Repeat each line of the material below exactly as it appears, minus any pictures.

++++++++++++++++++++

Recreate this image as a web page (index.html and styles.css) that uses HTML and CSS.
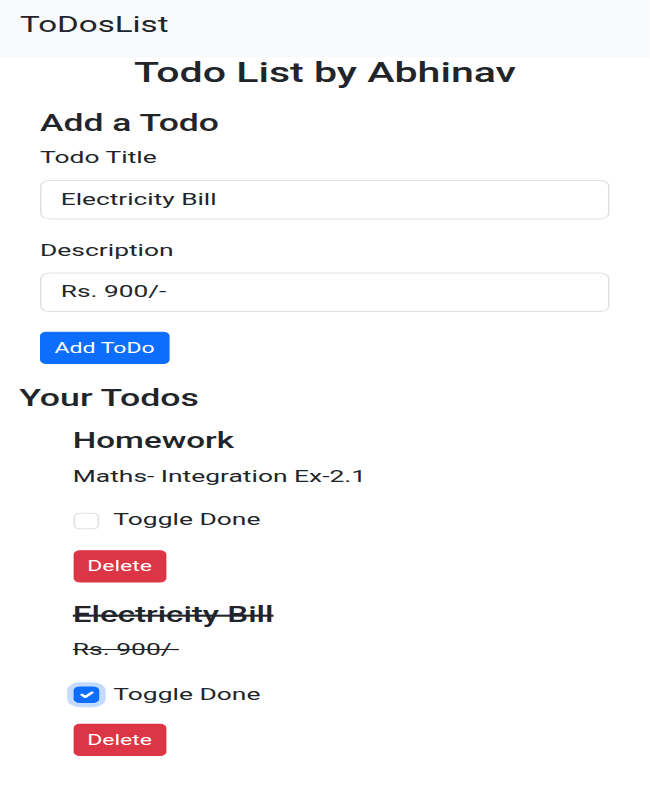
FILE: index.html
```html
<!DOCTYPE html>
<html lang="en">
<head>
<meta charset="utf-8">
<title>ToDosList</title>
<link rel="stylesheet" href="styles.css">
</head>
<body>
<div class="page">
  <nav class="navbar">
    <span class="brand">ToDosList</span>
  </nav>
  <h1 class="page-title">Todo List by Abhinav</h1>
  <section class="add-form">
    <h4 class="heading">Add a Todo</h4>
    <div class="field">
      <label class="label" for="title">Todo Title</label>
      <input class="input" id="title" type="text" value="Electricity Bill">
    </div>
    <div class="field">
      <label class="label" for="desc">Description</label>
      <input class="input" id="desc" type="text" value="Rs. 900/-">
    </div>
    <button class="btn btn-primary">Add ToDo</button>
  </section>
  <section class="todos">
    <h4 class="heading">Your Todos</h4>
    <div class="todo-list">
      <div class="todo">
        <h4 class="heading todo-title">Homework</h4>
        <p class="todo-desc">Maths- Integration Ex-2.1</p>
        <div class="check-row">
          <span class="check"></span>
          <span class="check-label">Toggle Done</span>
        </div>
        <button class="btn btn-danger">Delete</button>
      </div>
      <div class="todo done">
        <h4 class="heading todo-title">Electricity Bill</h4>
        <p class="todo-desc">Rs. 900/-</p>
        <div class="check-row">
          <span class="check checked"><svg viewBox="0 0 20 20" width="16" height="16"><path d="m6 10 3 3 6-6" fill="none" stroke="#fff" stroke-width="3" stroke-linecap="round" stroke-linejoin="round"/></svg></span>
          <span class="check-label">Toggle Done</span>
        </div>
        <button class="btn btn-danger">Delete</button>
      </div>
    </div>
  </section>
</div>
</body>
</html>
```
FILE: styles.css
```css
html, body {
  margin: 0;
  padding: 0;
  overflow: hidden;
  background: #fff;
}
.page {
  width: 406.25px;
  height: 770px;
  transform: scale(1.6, 1.04);
  transform-origin: 0 0;
  font-family: Roboto, "Noto Sans", sans-serif;
  font-size: 16px;
  line-height: 1.5;
  color: #212529;
}
.navbar {
  background: #f8f9fa;
  padding: 4px 12px 11px 12.5px;
}
.brand {
  display: block;
  font-size: 20.7px;
  line-height: 30px;
  padding: 5px 0 5px;
}
.page-title {
  margin: 0;
  text-align: center;
  font-size: 25.7px;
  font-weight: 500;
  line-height: 31px;
}
.heading {
  margin: 0;
  font-size: 22.2px;
  font-weight: 500;
  line-height: 26px;
}
.add-form {
  padding: 0 25px;
  margin-top: 18.8px;
}
.add-form .heading {
  margin-bottom: 9px;
}
.field {
  display: flex;
  flex-direction: column;
  margin-bottom: 18px;
}
.label {
  font-size: 16.5px;
  line-height: 24px;
  margin-bottom: 9px;
}
.input {
  box-sizing: border-box;
  height: 38px;
  padding: 6px 12px;
  border: 1px solid #dee2e6;
  border-radius: 6px;
  font-family: inherit;
  font-size: 16.4px;
  color: #212529;
  background: #fff;
  outline: none;
}
.field:last-of-type {
  margin-bottom: 19px;
}
.btn {
  display: inline-block;
  font-family: inherit;
  font-size: 14.4px;
  line-height: 21px;
  padding: 4px 8px;
  border: 1px solid transparent;
  border-radius: 4px;
  color: #fff;
  cursor: pointer;
}
.btn-primary {
  background: #0d6efd;
  border-color: #0d6efd;
}
.btn-danger {
  background: #dc3545;
  border-color: #dc3545;
}
.todos {
  padding: 0 12px;
  margin-top: 19.5px;
}
.todos > .heading {
  font-size: 22.3px;
}
.todo-list {
  padding-left: 33.5px;
  margin-top: 15.3px;
}
.todo {
  margin-bottom: 18.5px;
}
.todo-title {
  font-size: 20.7px;
  margin-bottom: 9px;
}
.todo-desc {
  margin: 0 0 19px;
  font-size: 16.5px;
  line-height: 24px;
}
.check-row {
  display: flex;
  align-items: center;
  height: 24px;
  margin-bottom: 16px;
}
.check {
  box-sizing: border-box;
  width: 16px;
  height: 16px;
  border: 1px solid #dee2e6;
  border-radius: 4px;
  margin-right: 9.3px;
  display: flex;
  align-items: center;
  justify-content: center;
}
.check svg {
  display: block;
}
.check.checked {
  background: #0d6efd;
  border-color: #0d6efd;
  box-shadow: 0 0 0 4px rgba(13, 110, 253, 0.25);
}
.check-label {
  font-size: 16.5px;
}
.done .todo-title,
.done .todo-desc {
  text-decoration: line-through;
}
```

++++++++++++++++++++

EXERCISE OUTPUT —
Recreate this image as a web page (index.html and styles.css) that uses HTML and CSS.
FILE: index.html
```html
<!DOCTYPE html>
<html lang="en">
<head>
<meta charset="utf-8">
<title>ToDosList</title>
<link rel="stylesheet" href="styles.css">
</head>
<body>
<div class="page">
  <nav class="navbar">
    <span class="brand">ToDosList</span>
  </nav>
  <h1 class="page-title">Todo List by Abhinav</h1>
  <section class="add-form">
    <h4 class="heading">Add a Todo</h4>
    <div class="field">
      <label class="label" for="title">Todo Title</label>
      <input class="input" id="title" type="text" value="Electricity Bill">
    </div>
    <div class="field">
      <label class="label" for="desc">Description</label>
      <input class="input" id="desc" type="text" value="Rs. 900/-">
    </div>
    <button class="btn btn-primary">Add ToDo</button>
  </section>
  <section class="todos">
    <h4 class="heading">Your Todos</h4>
    <div class="todo-list">
      <div class="todo">
        <h4 class="heading todo-title">Homework</h4>
        <p class="todo-desc">Maths- Integration Ex-2.1</p>
        <div class="check-row">
          <span class="check"></span>
          <span class="check-label">Toggle Done</span>
        </div>
        <button class="btn btn-danger">Delete</button>
      </div>
      <div class="todo done">
        <h4 class="heading todo-title">Electricity Bill</h4>
        <p class="todo-desc">Rs. 900/-</p>
        <div class="check-row">
          <span class="check checked"><svg viewBox="0 0 20 20" width="16" height="16"><path d="m6 10 3 3 6-6" fill="none" stroke="#fff" stroke-width="3" stroke-linecap="round" stroke-linejoin="round"/></svg></span>
          <span class="check-label">Toggle Done</span>
        </div>
        <button class="btn btn-danger">Delete</button>
      </div>
    </div>
  </section>
</div>
</body>
</html>
```
FILE: styles.css
```css
html, body {
  margin: 0;
  padding: 0;
  overflow: hidden;
  background: #fff;
}
.page {
  width: 406.25px;
  height: 770px;
  transform: scale(1.6, 1.04);
  transform-origin: 0 0;
  font-family: Roboto, "Noto Sans", sans-serif;
  font-size: 16px;
  line-height: 1.5;
  color: #212529;
}
.navbar {
  background: #f8f9fa;
  padding: 4px 12px 11px 12.5px;
}
.brand {
  display: block;
  font-size: 20.7px;
  line-height: 30px;
  padding: 5px 0 5px;
}
.page-title {
  margin: 0;
  text-align: center;
  font-size: 25.7px;
  font-weight: 500;
  line-height: 31px;
}
.heading {
  margin: 0;
  font-size: 22.2px;
  font-weight: 500;
  line-height: 26px;
}
.add-form {
  padding: 0 25px;
  margin-top: 18.8px;
}
.add-form .heading {
  margin-bottom: 9px;
}
.field {
  display: flex;
  flex-direction: column;
  margin-bottom: 18px;
}
.label {
  font-size: 16.5px;
  line-height: 24px;
  margin-bottom: 9px;
}
.input {
  box-sizing: border-box;
  height: 38px;
  padding: 6px 12px;
  border: 1px solid #dee2e6;
  border-radius: 6px;
  font-family: inherit;
  font-size: 16.4px;
  color: #212529;
  background: #fff;
  outline: none;
}
.field:last-of-type {
  margin-bottom: 19px;
}
.btn {
  display: inline-block;
  font-family: inherit;
  font-size: 14.4px;
  line-height: 21px;
  padding: 4px 8px;
  border: 1px solid transparent;
  border-radius: 4px;
  color: #fff;
  cursor: pointer;
}
.btn-primary {
  background: #0d6efd;
  border-color: #0d6efd;
}
.btn-danger {
  background: #dc3545;
  border-color: #dc3545;
}
.todos {
  padding: 0 12px;
  margin-top: 19.5px;
}
.todos > .heading {
  font-size: 22.3px;
}
.todo-list {
  padding-left: 33.5px;
  margin-top: 15.3px;
}
.todo {
  margin-bottom: 18.5px;
}
.todo-title {
  font-size: 20.7px;
  margin-bottom: 9px;
}
.todo-desc {
  margin: 0 0 19px;
  font-size: 16.5px;
  line-height: 24px;
}
.check-row {
  display: flex;
  align-items: center;
  height: 24px;
  margin-bottom: 16px;
}
.check {
  box-sizing: border-box;
  width: 16px;
  height: 16px;
  border: 1px solid #dee2e6;
  border-radius: 4px;
  margin-right: 9.3px;
  display: flex;
  align-items: center;
  justify-content: center;
}
.check svg {
  display: block;
}
.check.checked {
  background: #0d6efd;
  border-color: #0d6efd;
  box-shadow: 0 0 0 4px rgba(13, 110, 253, 0.25);
}
.check-label {
  font-size: 16.5px;
}
.done .todo-title,
.done .todo-desc {
  text-decoration: line-through;
}
```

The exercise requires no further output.